Request: Check every line below for the word "this" and copy each one that has it.

Data segment:
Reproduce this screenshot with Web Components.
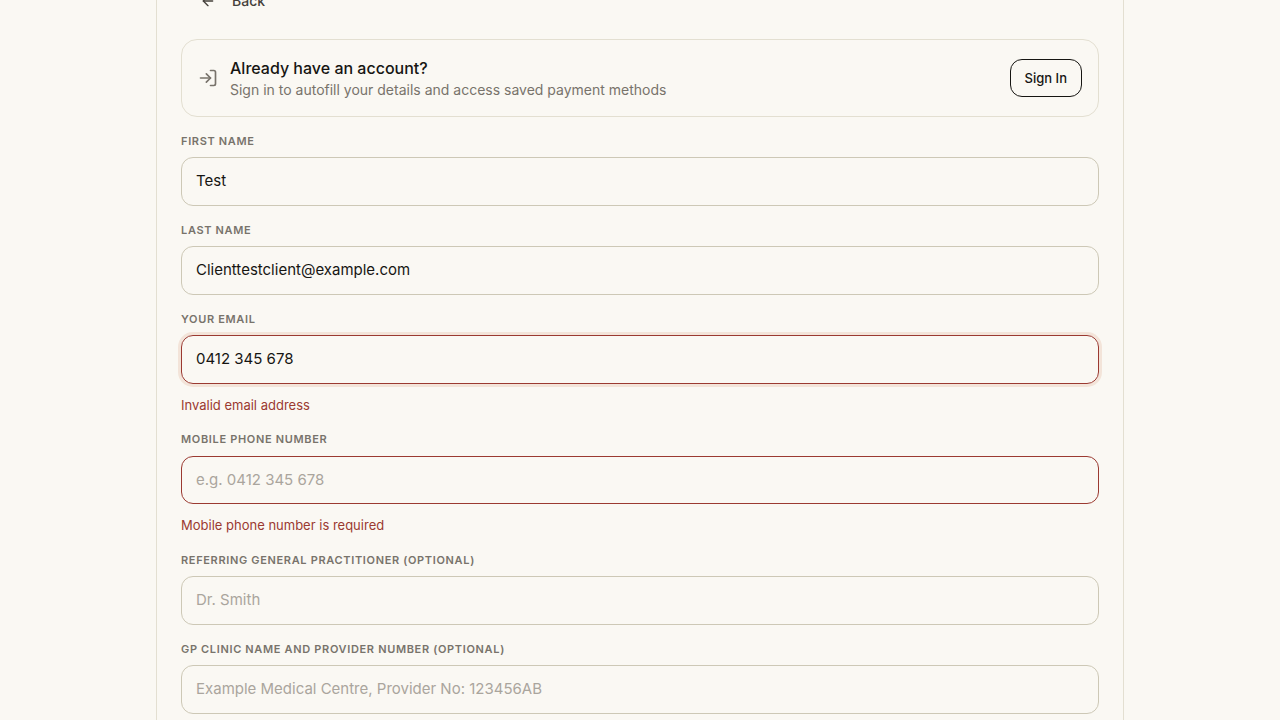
<!DOCTYPE html>
<html lang="en">
<head>
<meta charset="utf-8">
<meta name="viewport" content="width=device-width, initial-scale=1">
<title>Your details</title>
<style>
  :root {
    --bg: #faf8f3;
    --ink: #161512;
    --muted: #78736b;
    --faint: #aaa59d;
    --line: #e3dfd1;
    --field-line: #cdc8b6;
    --error: #9b3a31;
    --error-ring: #f3e4d9;
  }
  html { overflow: hidden; }
  body {
    margin: 0;
    background: var(--bg);
    color: var(--ink);
    font-family: Inter, "Liberation Sans", sans-serif;
    line-height: 1.5;
    -webkit-font-smoothing: antialiased;
  }
</style>
</head>
<body>
<checkout-panel>
  <back-button slot="nav">Back</back-button>
  <sign-in-card>
    <span slot="title">Already have an account?</span>
    <span slot="text">Sign in to autofill your details and access saved payment methods</span>
    <span slot="action">Sign In</span>
  </sign-in-card>
  <form-field label="First name" value="Test"></form-field>
  <form-field label="Last name" value="Clienttestclient@example.com"></form-field>
  <form-field label="Your email" value="0412 345 678" error="Invalid email address" active></form-field>
  <form-field label="Mobile phone number" placeholder="e.g. 0412 345 678" error="Mobile phone number is required"></form-field>
  <form-field label="Referring general practitioner (optional)" placeholder="Dr. Smith"></form-field>
  <form-field label="GP clinic name and provider number (optional)" placeholder="Example Medical Centre, Provider No: 123456AB"></form-field>
</checkout-panel>

<script>
class CheckoutPanel extends HTMLElement {
  constructor() {
    super();
    this.attachShadow({ mode: "open" }).innerHTML = `
      <style>
        :host {
          display: block;
          box-sizing: border-box;
          max-width: 968px;
          margin: -41px auto 0;
          padding: 24px;
          border: 1px solid var(--line);
          border-top: 0;
        }
        nav { display: flex; margin-bottom: 20px; }
        form { display: flex; flex-direction: column; gap: 16px; }
      </style>
      <nav><slot name="nav"></slot></nav>
      <form novalidate><slot></slot></form>`;
  }
}

class BackButton extends HTMLElement {
  constructor() {
    super();
    this.attachShadow({ mode: "open" }).innerHTML = `
      <style>
        :host { display: block; }
        button {
          display: flex; align-items: center; gap: 16px;
          padding: 9px 19px; border: 0;
          background: none; color: #45413b;
          font: 500 14px/1.25 Inter, sans-serif;
        }
        svg { width: 16px; height: 16px; }
      </style>
      <button type="button">
        <svg viewBox="0 0 24 24" fill="none" stroke="currentColor" stroke-width="2" stroke-linecap="round" stroke-linejoin="round" aria-hidden="true"><path d="m12 19-7-7 7-7"/><path d="M19 12H5"/></svg>
        <slot></slot>
      </button>`;
  }
}

class SignInCard extends HTMLElement {
  constructor() {
    super();
    this.attachShadow({ mode: "open" }).innerHTML = `
      <style>
        :host {
          display: flex; align-items: center; gap: 12px;
          padding: 16px;
          border: 1px solid var(--line); border-radius: 16px;
        }
        svg { width: 20px; height: 20px; flex: none; color: var(--muted); }
        .copy { flex: 1; min-width: 0; }
        h2 { margin: 0; font-size: 16px; line-height: 24px; font-weight: 500; }
        p { margin: 0; font-size: 14px; line-height: 20px; color: var(--muted); }
        button {
          height: 38px; padding: 0 14px;
          border: 1px solid var(--ink); border-radius: 12px;
          background: none; color: var(--ink);
          font: 500 13px/20px Inter, sans-serif;
        }
      </style>
      <svg viewBox="0 0 24 24" fill="none" stroke="currentColor" stroke-width="2" stroke-linecap="round" stroke-linejoin="round" aria-hidden="true"><path d="M15 3h4a2 2 0 0 1 2 2v14a2 2 0 0 1-2 2h-4"/><path d="m10 17 5-5-5-5"/><path d="M15 12H3"/></svg>
      <div class="copy">
        <h2><slot name="title"></slot></h2>
        <p><slot name="text"></slot></p>
      </div>
      <button type="button"><slot name="action"></slot></button>`;
  }
}

class FormField extends HTMLElement {
  constructor() {
    super();
    this.attachShadow({ mode: "open" }).innerHTML = `
      <style>
        :host { display: block; }
        label {
          display: block; margin-bottom: 8px;
          font-size: 11px; line-height: 1.5; font-weight: 600;
          letter-spacing: 0.06em; text-transform: uppercase;
          color: var(--muted);
        }
        input {
          display: block; box-sizing: border-box; width: 100%;
          padding: 12px 14px;
          border: 1px solid var(--field-line); border-radius: 12px;
          background: transparent; color: var(--ink); outline: none;
          font: 400 15px/1.5 Inter, sans-serif;
        }
        input::placeholder { color: var(--faint); opacity: 1; }
        :host([error]) input { border-color: var(--error); }
        :host([active]) input { box-shadow: 0 0 0 3px var(--error-ring); }
        p { margin: 12px 0 0; font-size: 13px; line-height: 1.5; color: var(--error); }
      </style>
      <label for="control"></label>
      <input id="control" type="text">
      <p id="message" hidden></p>`;
  }
  connectedCallback() {
    const root = this.shadowRoot;
    const input = root.querySelector("input");
    const message = root.querySelector("p");
    root.querySelector("label").textContent = this.getAttribute("label");
    input.value = this.getAttribute("value") || "";
    input.placeholder = this.getAttribute("placeholder") || "";
    if (this.hasAttribute("error")) {
      message.hidden = false;
      message.textContent = this.getAttribute("error");
      input.setAttribute("aria-invalid", "true");
      input.setAttribute("aria-describedby", "message");
    }
  }
}

customElements.define("checkout-panel", CheckoutPanel);
customElements.define("back-button", BackButton);
customElements.define("sign-in-card", SignInCard);
customElements.define("form-field", FormField);
</script>
</body>
</html>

Exercise result:
Reproduce this screenshot with Web Components.
    this.attachShadow({ mode: "open" }).innerHTML = `
    this.attachShadow({ mode: "open" }).innerHTML = `
    this.attachShadow({ mode: "open" }).innerHTML = `
    this.attachShadow({ mode: "open" }).innerHTML = `
    const root = this.shadowRoot;
    root.querySelector("label").textContent = this.getAttribute("label");
    input.value = this.getAttribute("value") || "";
    input.placeholder = this.getAttribute("placeholder") || "";
    if (this.hasAttribute("error")) {
      message.textContent = this.getAttribute("error");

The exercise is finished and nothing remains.